WRITTEN REQUEST
Write out the material exactly, without any of its pictures.

PROVIDED MATERIAL
———

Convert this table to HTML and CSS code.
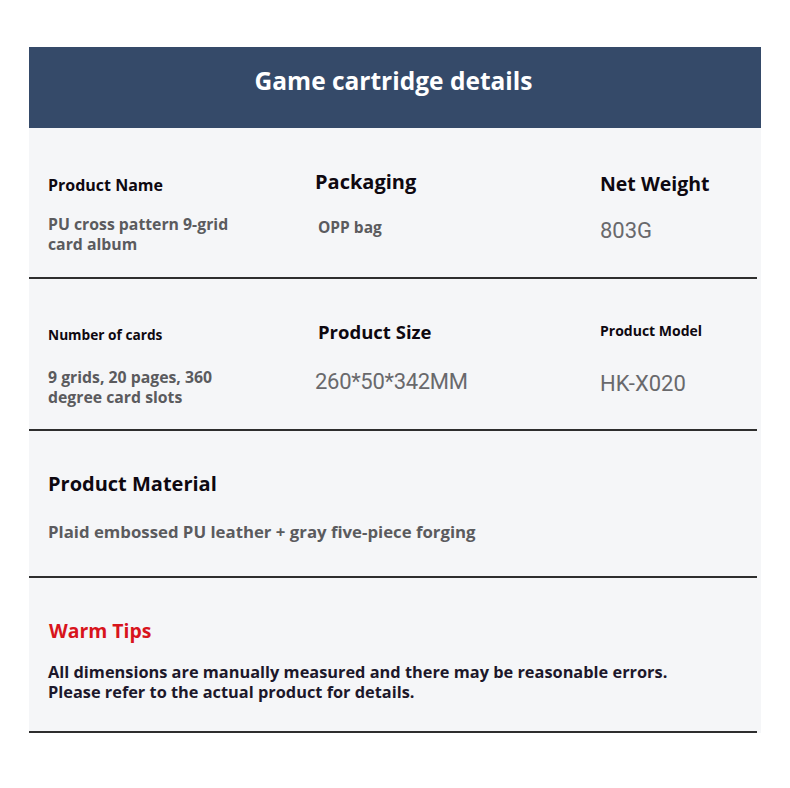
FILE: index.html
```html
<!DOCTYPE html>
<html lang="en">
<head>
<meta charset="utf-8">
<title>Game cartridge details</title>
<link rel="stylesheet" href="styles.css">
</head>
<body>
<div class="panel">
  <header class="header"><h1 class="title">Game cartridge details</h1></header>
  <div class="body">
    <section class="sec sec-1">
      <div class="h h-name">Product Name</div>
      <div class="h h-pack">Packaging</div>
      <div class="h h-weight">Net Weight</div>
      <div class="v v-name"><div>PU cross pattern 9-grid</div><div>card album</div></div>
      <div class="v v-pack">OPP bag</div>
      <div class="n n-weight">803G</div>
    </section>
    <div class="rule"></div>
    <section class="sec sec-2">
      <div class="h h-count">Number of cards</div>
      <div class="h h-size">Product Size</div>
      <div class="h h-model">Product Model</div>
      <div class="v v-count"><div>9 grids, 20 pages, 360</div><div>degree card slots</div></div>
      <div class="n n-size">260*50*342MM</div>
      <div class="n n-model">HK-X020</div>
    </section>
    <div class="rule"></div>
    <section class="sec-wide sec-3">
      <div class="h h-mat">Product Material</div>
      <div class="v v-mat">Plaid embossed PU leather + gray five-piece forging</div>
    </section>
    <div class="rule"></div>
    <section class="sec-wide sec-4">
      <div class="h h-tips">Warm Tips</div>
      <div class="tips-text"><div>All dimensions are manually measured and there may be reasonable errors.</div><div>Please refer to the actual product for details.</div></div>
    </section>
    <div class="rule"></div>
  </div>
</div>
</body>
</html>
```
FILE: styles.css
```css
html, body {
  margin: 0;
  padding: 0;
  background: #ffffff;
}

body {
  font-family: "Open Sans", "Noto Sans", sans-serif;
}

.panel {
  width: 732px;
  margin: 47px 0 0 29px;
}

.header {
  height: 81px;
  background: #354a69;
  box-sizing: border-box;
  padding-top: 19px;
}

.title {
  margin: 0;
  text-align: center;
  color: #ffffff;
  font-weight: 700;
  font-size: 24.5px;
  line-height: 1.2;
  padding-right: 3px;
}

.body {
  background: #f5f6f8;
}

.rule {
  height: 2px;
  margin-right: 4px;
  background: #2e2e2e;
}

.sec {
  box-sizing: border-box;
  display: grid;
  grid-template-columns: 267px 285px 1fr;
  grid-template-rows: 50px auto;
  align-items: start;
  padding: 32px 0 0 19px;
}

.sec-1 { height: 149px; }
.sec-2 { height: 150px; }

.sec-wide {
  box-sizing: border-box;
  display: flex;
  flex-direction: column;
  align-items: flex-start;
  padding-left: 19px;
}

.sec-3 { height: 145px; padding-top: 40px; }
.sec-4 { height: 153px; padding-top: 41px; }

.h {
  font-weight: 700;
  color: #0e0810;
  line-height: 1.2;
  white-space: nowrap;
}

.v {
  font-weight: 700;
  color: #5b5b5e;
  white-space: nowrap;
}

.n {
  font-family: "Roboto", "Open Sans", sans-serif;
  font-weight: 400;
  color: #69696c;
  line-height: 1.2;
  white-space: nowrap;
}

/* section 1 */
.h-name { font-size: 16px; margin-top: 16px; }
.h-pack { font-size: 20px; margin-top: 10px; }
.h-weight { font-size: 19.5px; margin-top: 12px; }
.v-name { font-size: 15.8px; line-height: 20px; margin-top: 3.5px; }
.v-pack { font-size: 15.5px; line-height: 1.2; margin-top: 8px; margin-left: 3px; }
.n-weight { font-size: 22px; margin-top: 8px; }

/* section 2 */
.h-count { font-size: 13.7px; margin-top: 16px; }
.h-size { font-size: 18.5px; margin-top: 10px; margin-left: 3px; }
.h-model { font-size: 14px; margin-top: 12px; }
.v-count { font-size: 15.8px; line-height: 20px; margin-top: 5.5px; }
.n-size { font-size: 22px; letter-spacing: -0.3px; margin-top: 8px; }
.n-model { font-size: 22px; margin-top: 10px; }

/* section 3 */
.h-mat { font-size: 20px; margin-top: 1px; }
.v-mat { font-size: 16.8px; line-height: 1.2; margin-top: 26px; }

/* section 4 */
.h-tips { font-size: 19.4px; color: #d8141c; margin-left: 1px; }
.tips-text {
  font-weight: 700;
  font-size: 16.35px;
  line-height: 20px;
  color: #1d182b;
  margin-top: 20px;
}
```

———

COMPLETE OUTPUT
Convert this table to HTML and CSS code.
FILE: index.html
```html
<!DOCTYPE html>
<html lang="en">
<head>
<meta charset="utf-8">
<title>Game cartridge details</title>
<link rel="stylesheet" href="styles.css">
</head>
<body>
<div class="panel">
  <header class="header"><h1 class="title">Game cartridge details</h1></header>
  <div class="body">
    <section class="sec sec-1">
      <div class="h h-name">Product Name</div>
      <div class="h h-pack">Packaging</div>
      <div class="h h-weight">Net Weight</div>
      <div class="v v-name"><div>PU cross pattern 9-grid</div><div>card album</div></div>
      <div class="v v-pack">OPP bag</div>
      <div class="n n-weight">803G</div>
    </section>
    <div class="rule"></div>
    <section class="sec sec-2">
      <div class="h h-count">Number of cards</div>
      <div class="h h-size">Product Size</div>
      <div class="h h-model">Product Model</div>
      <div class="v v-count"><div>9 grids, 20 pages, 360</div><div>degree card slots</div></div>
      <div class="n n-size">260*50*342MM</div>
      <div class="n n-model">HK-X020</div>
    </section>
    <div class="rule"></div>
    <section class="sec-wide sec-3">
      <div class="h h-mat">Product Material</div>
      <div class="v v-mat">Plaid embossed PU leather + gray five-piece forging</div>
    </section>
    <div class="rule"></div>
    <section class="sec-wide sec-4">
      <div class="h h-tips">Warm Tips</div>
      <div class="tips-text"><div>All dimensions are manually measured and there may be reasonable errors.</div><div>Please refer to the actual product for details.</div></div>
    </section>
    <div class="rule"></div>
  </div>
</div>
</body>
</html>
```
FILE: styles.css
```css
html, body {
  margin: 0;
  padding: 0;
  background: #ffffff;
}

body {
  font-family: "Open Sans", "Noto Sans", sans-serif;
}

.panel {
  width: 732px;
  margin: 47px 0 0 29px;
}

.header {
  height: 81px;
  background: #354a69;
  box-sizing: border-box;
  padding-top: 19px;
}

.title {
  margin: 0;
  text-align: center;
  color: #ffffff;
  font-weight: 700;
  font-size: 24.5px;
  line-height: 1.2;
  padding-right: 3px;
}

.body {
  background: #f5f6f8;
}

.rule {
  height: 2px;
  margin-right: 4px;
  background: #2e2e2e;
}

.sec {
  box-sizing: border-box;
  display: grid;
  grid-template-columns: 267px 285px 1fr;
  grid-template-rows: 50px auto;
  align-items: start;
  padding: 32px 0 0 19px;
}

.sec-1 { height: 149px; }
.sec-2 { height: 150px; }

.sec-wide {
  box-sizing: border-box;
  display: flex;
  flex-direction: column;
  align-items: flex-start;
  padding-left: 19px;
}

.sec-3 { height: 145px; padding-top: 40px; }
.sec-4 { height: 153px; padding-top: 41px; }

.h {
  font-weight: 700;
  color: #0e0810;
  line-height: 1.2;
  white-space: nowrap;
}

.v {
  font-weight: 700;
  color: #5b5b5e;
  white-space: nowrap;
}

.n {
  font-family: "Roboto", "Open Sans", sans-serif;
  font-weight: 400;
  color: #69696c;
  line-height: 1.2;
  white-space: nowrap;
}

/* section 1 */
.h-name { font-size: 16px; margin-top: 16px; }
.h-pack { font-size: 20px; margin-top: 10px; }
.h-weight { font-size: 19.5px; margin-top: 12px; }
.v-name { font-size: 15.8px; line-height: 20px; margin-top: 3.5px; }
.v-pack { font-size: 15.5px; line-height: 1.2; margin-top: 8px; margin-left: 3px; }
.n-weight { font-size: 22px; margin-top: 8px; }

/* section 2 */
.h-count { font-size: 13.7px; margin-top: 16px; }
.h-size { font-size: 18.5px; margin-top: 10px; margin-left: 3px; }
.h-model { font-size: 14px; margin-top: 12px; }
.v-count { font-size: 15.8px; line-height: 20px; margin-top: 5.5px; }
.n-size { font-size: 22px; letter-spacing: -0.3px; margin-top: 8px; }
.n-model { font-size: 22px; margin-top: 10px; }

/* section 3 */
.h-mat { font-size: 20px; margin-top: 1px; }
.v-mat { font-size: 16.8px; line-height: 1.2; margin-top: 26px; }

/* section 4 */
.h-tips { font-size: 19.4px; color: #d8141c; margin-left: 1px; }
.tips-text {
  font-weight: 700;
  font-size: 16.35px;
  line-height: 20px;
  color: #1d182b;
  margin-top: 20px;
}
```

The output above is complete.